On August 1 2011 Barcelona Commercial Court No 4, which also handled the previous case, dismissed Lundbeck's action (for further details please see "Infringement action against escitalopram generics is dismissed"). This decision was upheld by the Barcelona Court of Appeal on December 19 2012 (for further details please see "Appeal court dismisses Lundbeck's appeal in patent infringement case"). Lundbeck recently appealed this ruling before the Supreme Court.

Despite this background, Lundbeck filed a new action and preliminary injunction motion for infringement of SPC 200300019, to which it attributed the scope of the revised translation of the patent (product claims).


On January 10 2013 Barcelona Commercial Court No 4 dismissed Lundbeck's second infringement action. On May 7 2012 the court had previously dismissed Lundbeck's preliminary injunction motion against the defendants (for further details please see "Preliminary injunction motion dismissed").

In summary, the court found as follows:

  • The European patent is not a unitary patent, and it can contain different sets of claims for different designated states. Once granted, the European patent gives rise to a bundle of national protections.
  • The EP'066 patent was granted by the European Patent Office (EPO) with three different sets of claims, one of which was a set of process claims for Spain that does not include product claims, which protect escitalopram as such.
  • The revised translation published in February 2012 would broaden the scope of protection conferred by the patent as granted for Spain in the original language of the proceedings (English).

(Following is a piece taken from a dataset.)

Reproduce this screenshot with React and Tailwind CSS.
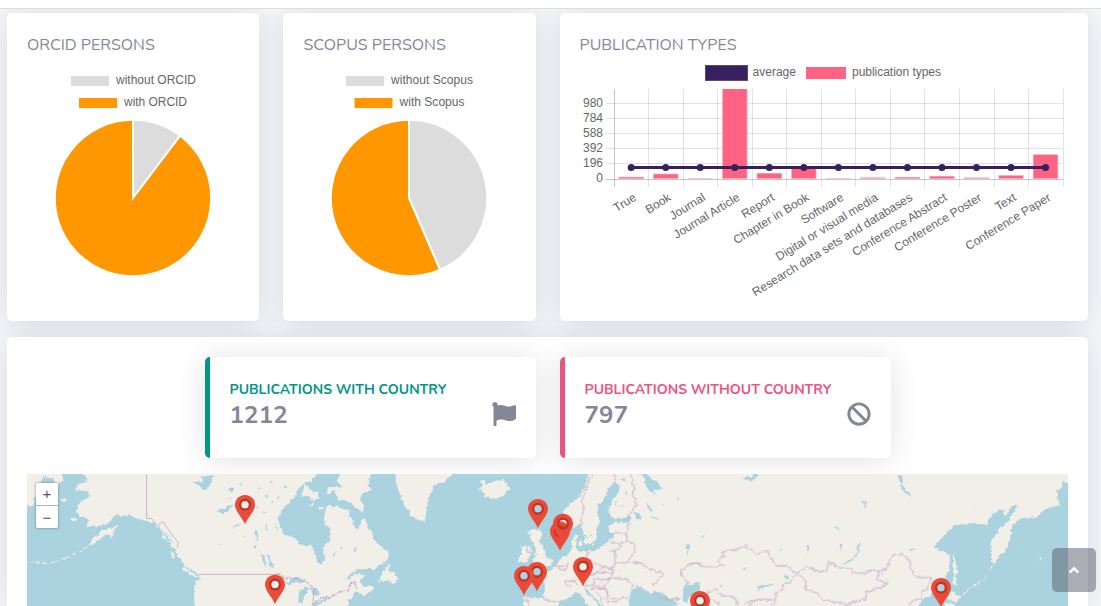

Thus, the original text of the patent in English, with process claims, must prevail over the revised translation, with product claims (Article 70 of the European Patent Convention and Article 11 of Royal Decree 2424/1986 for the application of the European Patent Convention in Spain).
  • Only the EPO, and not the SPTO, is competent to amend the claims of the European patent for Spain.
  • The fact that the revised translation does not match the original patent as granted by the EPO for Spain must constitute a limit to the legal doctrine of the Supreme Court on the effects of the ratification by Spain of the Agreement on Trade-Related Aspects of Intellectual Property Rights.
  • In any event, the case law of the Civil Chamber of the Supreme Court case law has not addressed the issue of how to resolve the discrepancy between the original text of the patent as granted (process) and the revised translation, which incorporates claims granted for other states (product), and which broadens the extent of protection of the patent as it was granted for Spain (Article 123.3 of the European Patent Convention).

Based on these grounds, the court concluded that Lundbeck's SPC continues to confer a process protection only, and not a product protection, regardless of the publication of the revised translation.

Lundbeck has filed an appeal against this judgment.